Under the project, a further two deployable laboratories could be procured for use in future operations.
JDEAL, which was facilitated by the European Defence Agency (EDA) and lead nation the Netherlands, focuses on training the full range of skills needed for technical exploitation. This involves the recording and analysing of information related to events, scenes, technical components, and material used in IED attacks. The project makes use of equipment and knowledge gained from the EDA developed Counter-IED Technical Exploitation Laboratory previously deployed with ISAF in Kabul.
Alongside the Netherlands, ten other EDA Member States – Austria, Belgium, France, Germany, Hungary, Italy, Luxembourg, Portugal, Spain, and Sweden – plus Norway have joined the project. Denmark, the United Kingdom, the United States and the NATO Counter-IED Centre of Excellence have also sent observers.
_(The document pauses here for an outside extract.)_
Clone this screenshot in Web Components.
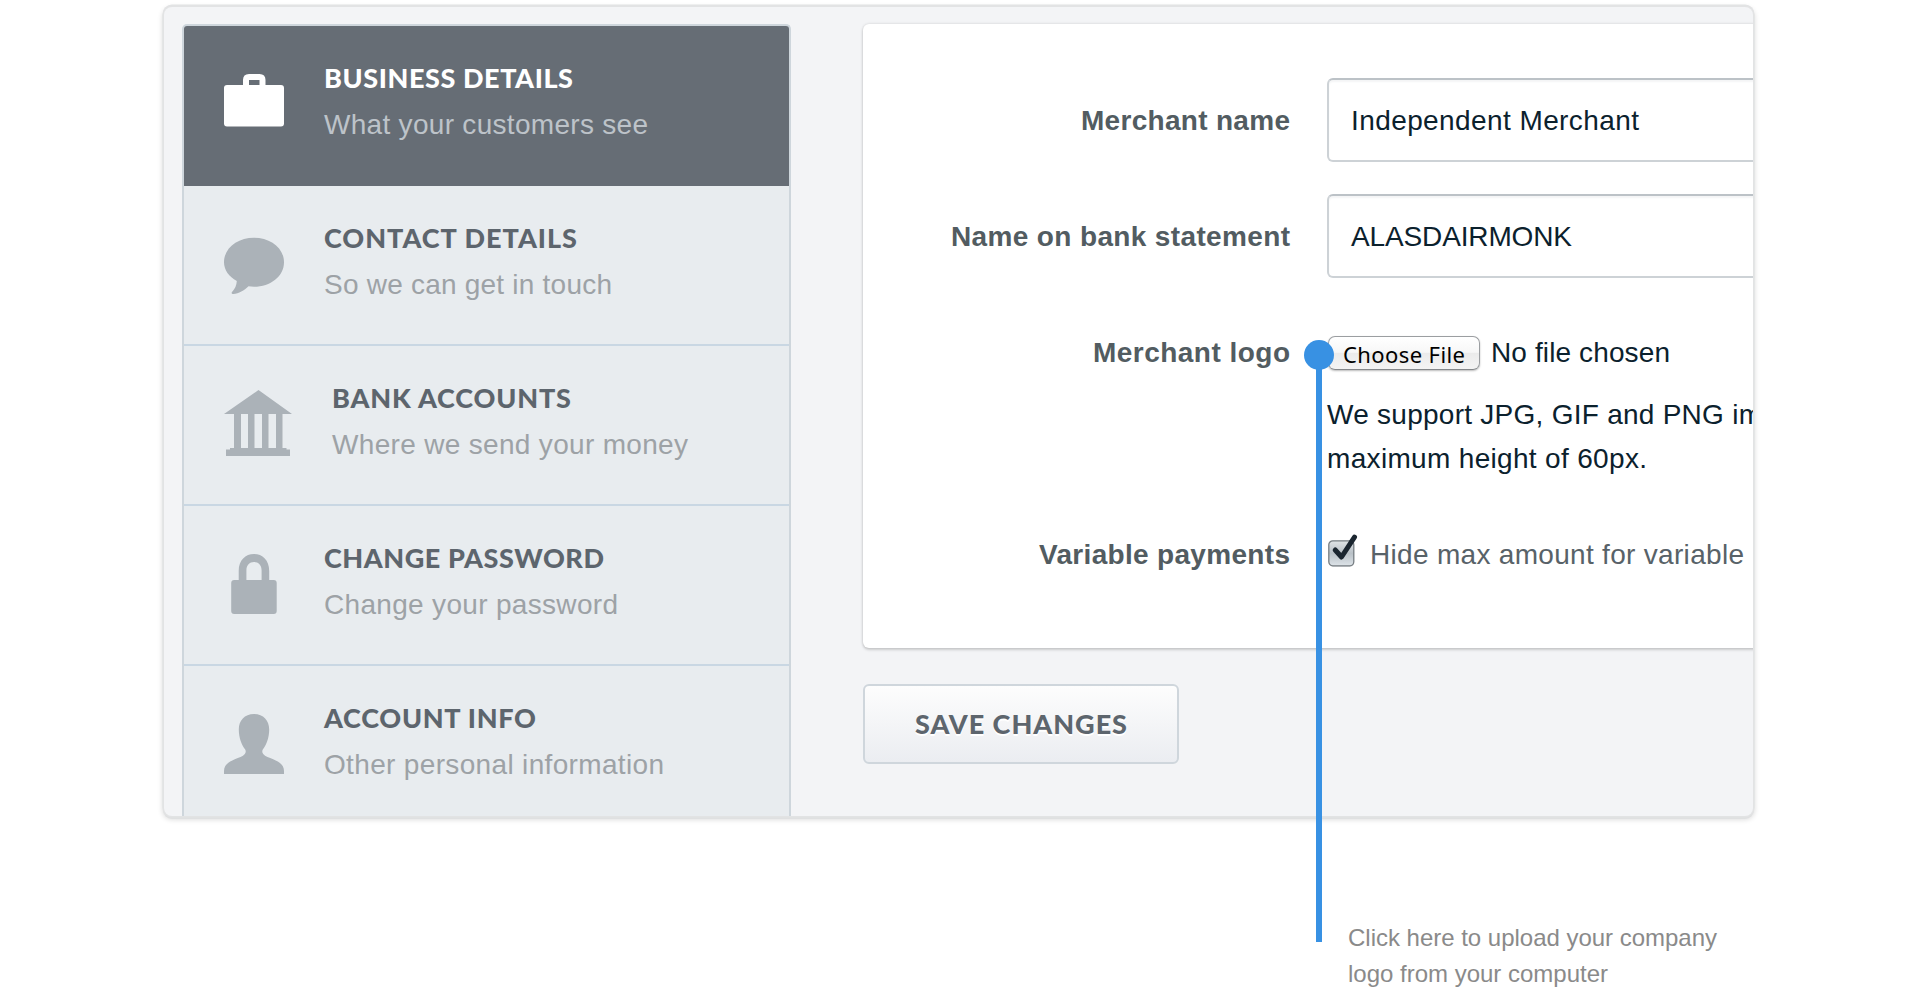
<!DOCTYPE html>
<html lang="en">
<head>
<meta charset="utf-8">
<title>Business details</title>
<style>
html,body{margin:0;background:#fff}
body{font-family:"Liberation Sans",Arial,sans-serif;font-size:28px;height:998px;overflow:hidden}
</style>
</head>
<body>
<settings-page></settings-page>
<script>
// One line of text, tracked so that it spans the width in its "w" attribute.
class TextLine extends HTMLElement {
  connectedCallback() {
    if (!this.shadowRoot) {
      this.attachShadow({mode: 'open'}).innerHTML =
        '<style>:host{display:block;white-space:pre}span{display:inline-block}</style><span><slot></slot></span>';
    }
    const w = parseFloat(this.getAttribute('w'));
    const span = this.shadowRoot.querySelector('span');
    const n = this.textContent.length;
    if (w && n > 1) {
      span.style.letterSpacing = ((w - span.getBoundingClientRect().width) / (n - 1)) + 'px';
      this.style.width = w + 'px';
    }
  }
}

const ICONS = {
  briefcase: [60, 60, '<path fill-rule="evenodd" d="M19 13V8q0-6 6-6h10.500q6 0 6 6v5H57q3 0 3 3v35.500q0 3-3 3H3q-3 0-3-3V16q0-3 3-3zM25 13V8h10.500v5z"/>'],
  bubble: [60, 60, '<path d="M30 3.700C46.500 3.700 60 14 60 28.200S46.500 52.700 30 52.700q-3 0-5.500-.4C20 56.500 14 60.500 8.500 60q-1.500-.6-.5-2c3-3 4.600-7 4.800-11C5 42.500 0 36 0 28.200 0 14 13.500 3.700 30 3.700z"/>'],
  bank: [68, 66, '<path d="M34.500 -4 68 20H0zM10 20h7v34h-7zM24 20h6.500v34H24zM38 20h6.500v34H38zM52 20h6.500v34H52zM6 54h56.500v1.500H66v6.500H2v-6.500h4z"/>'],
  lock: [60, 60, '<path fill-rule="evenodd" d="M14.700 26V17C14.700 6 21.500 0 30 0s15.200 6 15.200 17v9h4.500q3 0 3 3v28q0 3-3 3H10.200q-3 0-3-3V29q0-3 3-3zM22.400 26h15.200V16.500C37.600 11 34.500 8 30 8s-7.600 3-7.600 8.500z"/>'],
  person: [60, 60, '<path d="M30 0c9.500 0 15.200 6.500 15.200 15.500 0 8.500-3 15.500-6.400 20-.8 1.500-.7 3.500.4 4.500 2 2.600 6 3.500 10 5.200C57 48.500 60 52 60 57v3H0v-3c0-5 3-8.500 10.800-11.800 4-1.700 8-2.600 10-5.200 1.100-1 1.200-3 .4-4.500-3.400-4.500-6.400-11.500-6.400-20C14.800 6.500 20.500 0 30 0z"/>']
};

class NavItem extends HTMLElement {
  connectedCallback() {
    const a = k => this.getAttribute(k);
    const [w, h, art] = ICONS[a('icon')];
    this.attachShadow({mode: 'open'}).innerHTML = `
    <style>
      :host{display:flex;box-sizing:border-box;height:160px;padding:36px 0 0 40px;border-bottom:2px solid #c9d7e3;background:#e8ecef;color:#5d656d}
      :host([active]){background:#666d75;border-color:#666d75;color:#fff}
      svg{display:block;flex:none;margin:12px 40px 0 0;overflow:visible;fill:#abb2b8}
      :host([active]) svg{fill:#fff;margin-top:10px}
      .t{font:900 27px/32px Lato,sans-serif}
      .s{font-size:28px;line-height:32px;color:#9da2a6;margin-top:15px}
      :host([active]) .s{color:#bdc3c9}
    </style>
    <svg width="${w}" height="${h}" viewBox="0 0 ${w} ${h}">${art}</svg>
    <div><text-line class="t" w="${a('tw')}">${a('label')}</text-line>
    <text-line class="s" w="${a('sw')}">${a('note')}</text-line></div>`;
  }
}

class SideNav extends HTMLElement {
  connectedCallback() {
    this.attachShadow({mode: 'open'}).innerHTML = `
    <style>
      :host{display:block;box-sizing:border-box;width:609px;height:810px;flex:none;border:2px solid #ced6dc;border-bottom:0;border-radius:5px 5px 0 0;overflow:hidden;background:#e8ecef}
    </style><slot></slot>`;
  }
}

class FormRow extends HTMLElement {
  connectedCallback() {
    this.attachShadow({mode: 'open'}).innerHTML = `
    <style>
      :host{display:grid;grid-template-columns:427px 1fr;column-gap:37px}
      text-line{justify-self:end;font-weight:700;line-height:32px;color:#525c61}
      ::slotted(*){min-width:0}
    </style>
    <text-line w="${this.getAttribute('lw')}">${this.getAttribute('label')}</text-line><slot></slot>`;
  }
}

class TextField extends HTMLElement {
  connectedCallback() {
    this.attachShadow({mode: 'open'}).innerHTML = `
    <style>
      :host{display:block;box-sizing:border-box;width:520px;height:84px;padding:25px 0 0 22px;border:2px solid #cdd2d6;border-top-color:#bcc2c7;border-radius:6px;background:#fff;box-shadow:inset 0 2px 2px #f4f5f6;color:#0b212d}
      text-line{line-height:32px}
    </style>
    <text-line w="${this.getAttribute('w')}">${this.getAttribute('value')}</text-line>`;
  }
}

class FilePicker extends HTMLElement {
  connectedCallback() {
    this.attachShadow({mode: 'open'}).innerHTML = `
    <style>
      :host{display:block;color:#0b212d}
      .row{display:flex;height:36px}
      .btn{box-sizing:border-box;width:152px;height:34px;margin:-1px 11px 0 1px;padding:1px 0 0 14px;border:1px solid #9b9ea1;border-bottom-color:#85888b;border-radius:7px;background:linear-gradient(#fff 0,#f7f7f7 48%,#ebebeb 50%,#f4f4f4 100%);box-shadow:0 1px 2px #bbb;color:#000;font:22px/32px "Noto Sans",sans-serif}
      .name{line-height:32px}
      .help{line-height:44px}
      .first{margin-top:20px}
    </style>
    <div class="row"><div class="btn"><text-line w="122">Choose File</text-line></div><text-line class="name" w="179">No file chosen</text-line></div>
    <text-line class="help first" w="435">We support JPG, GIF and PNG im</text-line>
    <text-line class="help" w="320">maximum height of 60px.</text-line>`;
  }
}

class CheckOption extends HTMLElement {
  connectedCallback() {
    this.attachShadow({mode: 'open'}).innerHTML = `
    <style>
      :host{display:flex;color:#586268}
      svg{display:block;flex:none;width:26px;height:26px;margin:1px 16px 0 1px;overflow:visible}
      text-line{line-height:32px}
    </style>
    <svg viewBox="0 0 26 26"><defs><linearGradient id="g" x2="0" y2="1"><stop stop-color="#e0e4e7"/><stop offset=".5" stop-color="#b9c1c7"/><stop offset="1" stop-color="#dde3e8"/></linearGradient></defs>
    <rect x="1" y="1.500" width="25" height="25" rx="4" fill="#c9ccce"/><rect x=".8" y=".8" width="25" height="25" rx="4" fill="url(#g)" stroke="#777e83" stroke-width="1.300"/>
    <path d="M7.200 10 13.500 17 26.500-2.800" fill="none" stroke="#1b2630" stroke-width="5" stroke-linecap="round" stroke-linejoin="round"/></svg>
    <text-line w="374">Hide max amount for variable</text-line>`;
  }
}

class SaveButton extends HTMLElement {
  connectedCallback() {
    this.attachShadow({mode: 'open'}).innerHTML = `
    <style>
      :host{display:block;box-sizing:border-box;width:316px;height:80px;padding:22px 0 0 50px;border:2px solid #cfd6dc;border-radius:6px;background:linear-gradient(#fdfdfd,#ebedf1);color:#5d656d;font:900 27px/32px Lato,sans-serif;text-shadow:0 2px 0 #fff}
    </style><text-line w="212">SAVE CHANGES</text-line>`;
  }
}

class CallOut extends HTMLElement {
  connectedCallback() {
    this.attachShadow({mode: 'open'}).innerHTML = `
    <style>
      :host{display:block;margin:104px 0 0 1348px;font-size:24px;line-height:36px;color:#8a8a8a}
      .pin{position:absolute;left:1304px;top:340px;width:30px;height:602px}
      .pin svg{display:block}
    </style>
    <div class="pin"><svg width="30" height="602"><path d="M12 15h6v587h-6z" fill="#3891e3"/><circle cx="15" cy="15" r="15" fill="#3891e3"/></svg></div>
    <text-line w="369">Click here to upload your company</text-line>
    <text-line w="260">logo from your computer</text-line>`;
  }
}

class SettingsPage extends HTMLElement {
  connectedCallback() {
    this.attachShadow({mode: 'open'}).innerHTML = `
    <style>
      :host{display:block;position:relative;height:998px;overflow:hidden}
      .panel{display:flex;box-sizing:border-box;width:1589px;height:809px;margin:7px 0 0 164px;padding:17px 0 0 18px;overflow:hidden;border-radius:8px;background:#f3f4f6;box-shadow:0 0 0 1.500px #e2e3e4,0 -1px 0 1.500px #e2e3e4,0 2px 0 1px #dfe0e1,0 2px 5px 2px rgba(0,0,0,.13)}
      .main{margin-left:72px;flex:none}
      .card{box-sizing:border-box;width:1010px;height:624px;padding-top:54px;border-radius:6px;background:#fff;box-shadow:0 0 3px rgba(0,0,0,.15),0 2px 3px rgba(0,0,0,.15)}
      /* Labels of boxed fields sit on the baseline of the value inside the box. */
      .boxed{box-sizing:border-box;height:116px;padding-top:27px;align-items:start}
      .boxed text-field{margin-top:-27px}
      .logo{margin-top:27px;height:202px}
      save-button{margin-top:36px}
    </style>
    <div class="panel">
      <side-nav>
        <nav-item active icon="briefcase" label="BUSINESS DETAILS" tw="249" note="What your customers see" sw="324"></nav-item>
        <nav-item icon="bubble" label="CONTACT DETAILS" tw="253" note="So we can get in touch" sw="288"></nav-item>
        <nav-item icon="bank" label="BANK ACCOUNTS" tw="239" note="Where we send your money" sw="356"></nav-item>
        <nav-item icon="lock" label="CHANGE PASSWORD" tw="280" note="Change your password" sw="294"></nav-item>
        <nav-item icon="person" label="ACCOUNT INFO" tw="212" note="Other personal information" sw="340"></nav-item>
      </side-nav>
      <div class="main">
        <div class="card">
          <form-row class="boxed" label="Merchant name" lw="209"><text-field value="Independent Merchant" w="288"></text-field></form-row>
          <form-row class="boxed" label="Name on bank statement" lw="339"><text-field value="ALASDAIRMONK" w="221"></text-field></form-row>
          <form-row class="logo" label="Merchant logo" lw="197"><file-picker></file-picker></form-row>
          <form-row label="Variable payments" lw="251"><check-option></check-option></form-row>
        </div>
        <save-button></save-button>
      </div>
    </div>
    <call-out></call-out>`;
  }
}

customElements.define('text-line', TextLine);
customElements.define('nav-item', NavItem);
customElements.define('side-nav', SideNav);
customElements.define('form-row', FormRow);
customElements.define('text-field', TextField);
customElements.define('file-picker', FilePicker);
customElements.define('check-option', CheckOption);
customElements.define('save-button', SaveButton);
customElements.define('call-out', CallOut);
customElements.define('settings-page', SettingsPage);
</script>
</body>
</html>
Warrant Officer Bert Westers, from the Dutch Armed Forces, was previously stationed at the laboratory in Afghanistan and will now act as a trainer at JDEAL. He commented: “This new facility allows us to maintain and build on the skills and experiences that we gained in Kabul. It also helps to improve our forces’ ability to deal with threats from IEDs in the future.”
The training facility will host both national and multinational training events, tailored to the needs of the Member States involved. Alongside the training aspect, JDEAL is intended to be a platform for research and development and is specifically designed for subprojects to be launched under its framework. It will also work closely with other actors and cooperative bodies working in the counter-IED field.
In a second step the establishment of two deployable laboratories is planned for the second half of 2015.
The JDEAL project will work across the entire scope of IED exploitation. This includes detailed visual examination and high quality image capture; technical exploitation reporting; biometric analysis (latent finger print recovery); electrical circuitry (primarily radio parts); document and media recovery (focused on the mobile phones often used as IED triggering devices); chemical analysis; mechanical exploitation as well as other material exploitation. This is done in close cooperation with intelligence services, which can use the results to attack the networks involved in manufacturing the IEDs.
The JDEAL project was born out of the EDA developed multinational counter-IED Exploitation Laboratory (MNTEL), which was deployed in Kabul under French management. During the laboratory’s three year deployment in Afghanistan more than 6 000 IEDs were forensically examined, providing invaluable support to law enforcement and leading to numerous terrorist prosecutions.